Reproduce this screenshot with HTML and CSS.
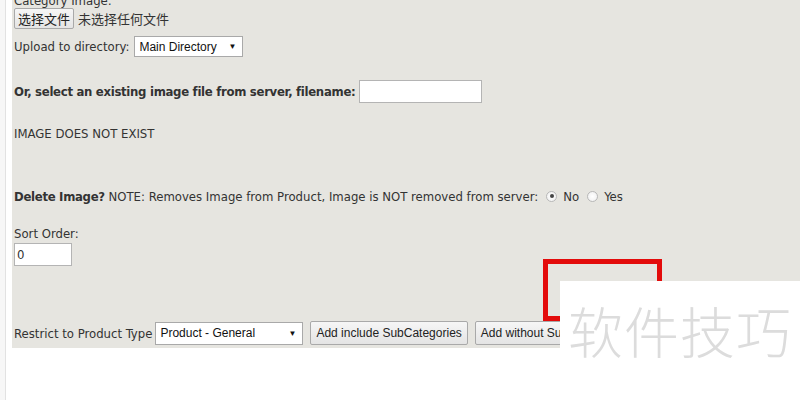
FILE: index.html
```html
<!DOCTYPE html>
<html lang="en">
<head>
    <meta charset="UTF-8">
    <title>Category Image</title>
    <link rel="stylesheet" href="styles.css">
</head>
<body>
    <div class="frame">
        <div class="panel">
            <div class="row row-top">Category Image:</div>
            <div class="row row-file">
                <button class="btn btn-file">选择文件</button>
                <span class="file-name">未选择任何文件</span>
            </div>
            <div class="row row-upload">
                <span>Upload to directory:</span>
                <span class="select select-dir">Main Directory<span class="arrow">&#9660;</span></span>
            </div>
            <div class="row row-server">
                <b>Or, select an existing image file from server, filename:</b>
                <span class="text-input input-file"></span>
            </div>
            <div class="row row-missing">IMAGE DOES NOT EXIST</div>
            <div class="row row-delete">
                <b>Delete Image?</b>&nbsp;NOTE: Removes Image from Product, Image is NOT removed from server:
                <span class="radio checked"></span><span class="radio-label">No</span>
                <span class="radio"></span><span class="radio-label">Yes</span>
            </div>
            <div class="row row-sort">Sort Order:</div>
            <div class="row row-sort-input">
                <span class="text-input input-sort">0</span>
            </div>
            <div class="row row-bottom">
                <span>Restrict to Product Type</span>
                <span class="select select-type">Product - General<span class="arrow">&#9660;</span></span>
                <button class="btn">Add include SubCategories</button>
                <button class="btn">Add without SubCategories</button>
            </div>
        </div>
    </div>

    <div class="red-mark"></div>
    <div class="watermark">软件技巧</div>
</body>
</html>
```

FILE: styles.css
```css
body {
    margin: 0;
    background-color: #f7f7f7;
    font-family: "DejaVu Sans Condensed", "DejaVu Sans", sans-serif;
    font-size: 13px;
    color: #333;
    height: 400px;
    overflow: hidden;
    position: relative;
}
b {
    letter-spacing: -0.3px;
}
.frame {
    margin-left: 5px;
    padding-left: 6px;
    border-left: 1px solid #e2e2e2;
    background-color: #fff;
    height: 400px;
}
.panel {
    background-color: #e6e5e0;
    padding: 0 0 3px 2px;
    overflow: hidden;
}
.row {
    display: flex;
    align-items: center;
    white-space: nowrap;
}
.row-top {
    height: 16px;
    margin-top: -8px;
}
.row-file {
    height: 21px;
}
.row-upload {
    height: 21px;
    margin-top: 7px;
}
.row-server {
    height: 23px;
    margin-top: 23px;
}
.row-missing {
    height: 16px;
    margin-top: 22px;
}
.row-delete {
    height: 16px;
    margin-top: 47px;
}
.row-sort {
    height: 16px;
    margin-top: 21px;
}
.row-sort-input {
    height: 23px;
    margin-top: 2px;
}
.row-bottom {
    height: 24px;
    margin-top: 55px;
}
.btn {
    font-family: "Liberation Sans", Arial, sans-serif;
    font-size: 12px;
    color: #222;
    background: linear-gradient(#f6f6f6, #e4e4e4);
    border: 1px solid #a9a9a9;
    border-radius: 2px;
    height: 24px;
    padding: 0 5px;
    margin: 0 0 0 7px;
}
.btn-file {
    font-family: "Noto Sans CJK SC", sans-serif;
    font-size: 13px;
    height: 21px;
    width: 60px;
    padding: 0;
    margin: 0;
}
.file-name {
    font-family: "Noto Sans CJK SC", sans-serif;
    font-size: 13px;
    margin-left: 4px;
}
.select {
    display: flex;
    align-items: center;
    justify-content: space-between;
    box-sizing: border-box;
    background-color: #fff;
    border: 1px solid #a9a9a9;
    font-family: "Liberation Sans", Arial, sans-serif;
    font-size: 12px;
    color: #111;
    padding: 0 6px 0 4px;
}
.select-dir {
    width: 109px;
    height: 21px;
    margin-left: 5px;
}
.select-type {
    width: 148px;
    height: 23px;
    margin-left: 3px;
}
.arrow {
    font-size: 8px;
}
.text-input {
    display: inline-flex;
    align-items: center;
    box-sizing: border-box;
    background-color: #fff;
    border: 1px solid #b4b4b4;
    padding-left: 2px;
    height: 23px;
}
.input-file {
    width: 123px;
    margin-left: 4px;
}
.input-sort {
    width: 58px;
}
.radio {
    display: inline-block;
    box-sizing: border-box;
    width: 11px;
    height: 11px;
    border: 1px solid #b8b8b8;
    border-radius: 50%;
    background: radial-gradient(#fff, #eee);
    margin: 0 6px 0 8px;
    position: relative;
}
.radio.checked::after {
    content: "";
    position: absolute;
    left: 2.5px;
    top: 2.5px;
    width: 4px;
    height: 4px;
    border-radius: 50%;
    background-color: #444;
}
.red-mark {
    position: absolute;
    left: 543px;
    top: 259px;
    width: 119px;
    height: 62px;
    box-sizing: border-box;
    border: 5px solid #e30b0b;
}
.watermark {
    position: absolute;
    left: 560px;
    top: 281px;
    width: 240px;
    height: 119px;
    background-color: #fff;
    color: #dcdcdc;
    font-family: "Noto Sans CJK SC", sans-serif;
    font-weight: 300;
    font-size: 55px;
    letter-spacing: 1px;
    padding: 8px 0 0 8px;
    box-sizing: border-box;
    white-space: nowrap;
}
```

•••

TASK TO CARRY OUT
Extract the full listing exactly, with the pictures left out.

WORKED SOLUTION
Reproduce this screenshot with HTML and CSS.
FILE: index.html
```html
<!DOCTYPE html>
<html lang="en">
<head>
    <meta charset="UTF-8">
    <title>Category Image</title>
    <link rel="stylesheet" href="styles.css">
</head>
<body>
    <div class="frame">
        <div class="panel">
            <div class="row row-top">Category Image:</div>
            <div class="row row-file">
                <button class="btn btn-file">选择文件</button>
                <span class="file-name">未选择任何文件</span>
            </div>
            <div class="row row-upload">
                <span>Upload to directory:</span>
                <span class="select select-dir">Main Directory<span class="arrow">&#9660;</span></span>
            </div>
            <div class="row row-server">
                <b>Or, select an existing image file from server, filename:</b>
                <span class="text-input input-file"></span>
            </div>
            <div class="row row-missing">IMAGE DOES NOT EXIST</div>
            <div class="row row-delete">
                <b>Delete Image?</b>&nbsp;NOTE: Removes Image from Product, Image is NOT removed from server:
                <span class="radio checked"></span><span class="radio-label">No</span>
                <span class="radio"></span><span class="radio-label">Yes</span>
            </div>
            <div class="row row-sort">Sort Order:</div>
            <div class="row row-sort-input">
                <span class="text-input input-sort">0</span>
            </div>
            <div class="row row-bottom">
                <span>Restrict to Product Type</span>
                <span class="select select-type">Product - General<span class="arrow">&#9660;</span></span>
                <button class="btn">Add include SubCategories</button>
                <button class="btn">Add without SubCategories</button>
            </div>
        </div>
    </div>

    <div class="red-mark"></div>
    <div class="watermark">软件技巧</div>
</body>
</html>
```

FILE: styles.css
```css
body {
    margin: 0;
    background-color: #f7f7f7;
    font-family: "DejaVu Sans Condensed", "DejaVu Sans", sans-serif;
    font-size: 13px;
    color: #333;
    height: 400px;
    overflow: hidden;
    position: relative;
}
b {
    letter-spacing: -0.3px;
}
.frame {
    margin-left: 5px;
    padding-left: 6px;
    border-left: 1px solid #e2e2e2;
    background-color: #fff;
    height: 400px;
}
.panel {
    background-color: #e6e5e0;
    padding: 0 0 3px 2px;
    overflow: hidden;
}
.row {
    display: flex;
    align-items: center;
    white-space: nowrap;
}
.row-top {
    height: 16px;
    margin-top: -8px;
}
.row-file {
    height: 21px;
}
.row-upload {
    height: 21px;
    margin-top: 7px;
}
.row-server {
    height: 23px;
    margin-top: 23px;
}
.row-missing {
    height: 16px;
    margin-top: 22px;
}
.row-delete {
    height: 16px;
    margin-top: 47px;
}
.row-sort {
    height: 16px;
    margin-top: 21px;
}
.row-sort-input {
    height: 23px;
    margin-top: 2px;
}
.row-bottom {
    height: 24px;
    margin-top: 55px;
}
.btn {
    font-family: "Liberation Sans", Arial, sans-serif;
    font-size: 12px;
    color: #222;
    background: linear-gradient(#f6f6f6, #e4e4e4);
    border: 1px solid #a9a9a9;
    border-radius: 2px;
    height: 24px;
    padding: 0 5px;
    margin: 0 0 0 7px;
}
.btn-file {
    font-family: "Noto Sans CJK SC", sans-serif;
    font-size: 13px;
    height: 21px;
    width: 60px;
    padding: 0;
    margin: 0;
}
.file-name {
    font-family: "Noto Sans CJK SC", sans-serif;
    font-size: 13px;
    margin-left: 4px;
}
.select {
    display: flex;
    align-items: center;
    justify-content: space-between;
    box-sizing: border-box;
    background-color: #fff;
    border: 1px solid #a9a9a9;
    font-family: "Liberation Sans", Arial, sans-serif;
    font-size: 12px;
    color: #111;
    padding: 0 6px 0 4px;
}
.select-dir {
    width: 109px;
    height: 21px;
    margin-left: 5px;
}
.select-type {
    width: 148px;
    height: 23px;
    margin-left: 3px;
}
.arrow {
    font-size: 8px;
}
.text-input {
    display: inline-flex;
    align-items: center;
    box-sizing: border-box;
    background-color: #fff;
    border: 1px solid #b4b4b4;
    padding-left: 2px;
    height: 23px;
}
.input-file {
    width: 123px;
    margin-left: 4px;
}
.input-sort {
    width: 58px;
}
.radio {
    display: inline-block;
    box-sizing: border-box;
    width: 11px;
    height: 11px;
    border: 1px solid #b8b8b8;
    border-radius: 50%;
    background: radial-gradient(#fff, #eee);
    margin: 0 6px 0 8px;
    position: relative;
}
.radio.checked::after {
    content: "";
    position: absolute;
    left: 2.5px;
    top: 2.5px;
    width: 4px;
    height: 4px;
    border-radius: 50%;
    background-color: #444;
}
.red-mark {
    position: absolute;
    left: 543px;
    top: 259px;
    width: 119px;
    height: 62px;
    box-sizing: border-box;
    border: 5px solid #e30b0b;
}
.watermark {
    position: absolute;
    left: 560px;
    top: 281px;
    width: 240px;
    height: 119px;
    background-color: #fff;
    color: #dcdcdc;
    font-family: "Noto Sans CJK SC", sans-serif;
    font-weight: 300;
    font-size: 55px;
    letter-spacing: 1px;
    padding: 8px 0 0 8px;
    box-sizing: border-box;
    white-space: nowrap;
}
```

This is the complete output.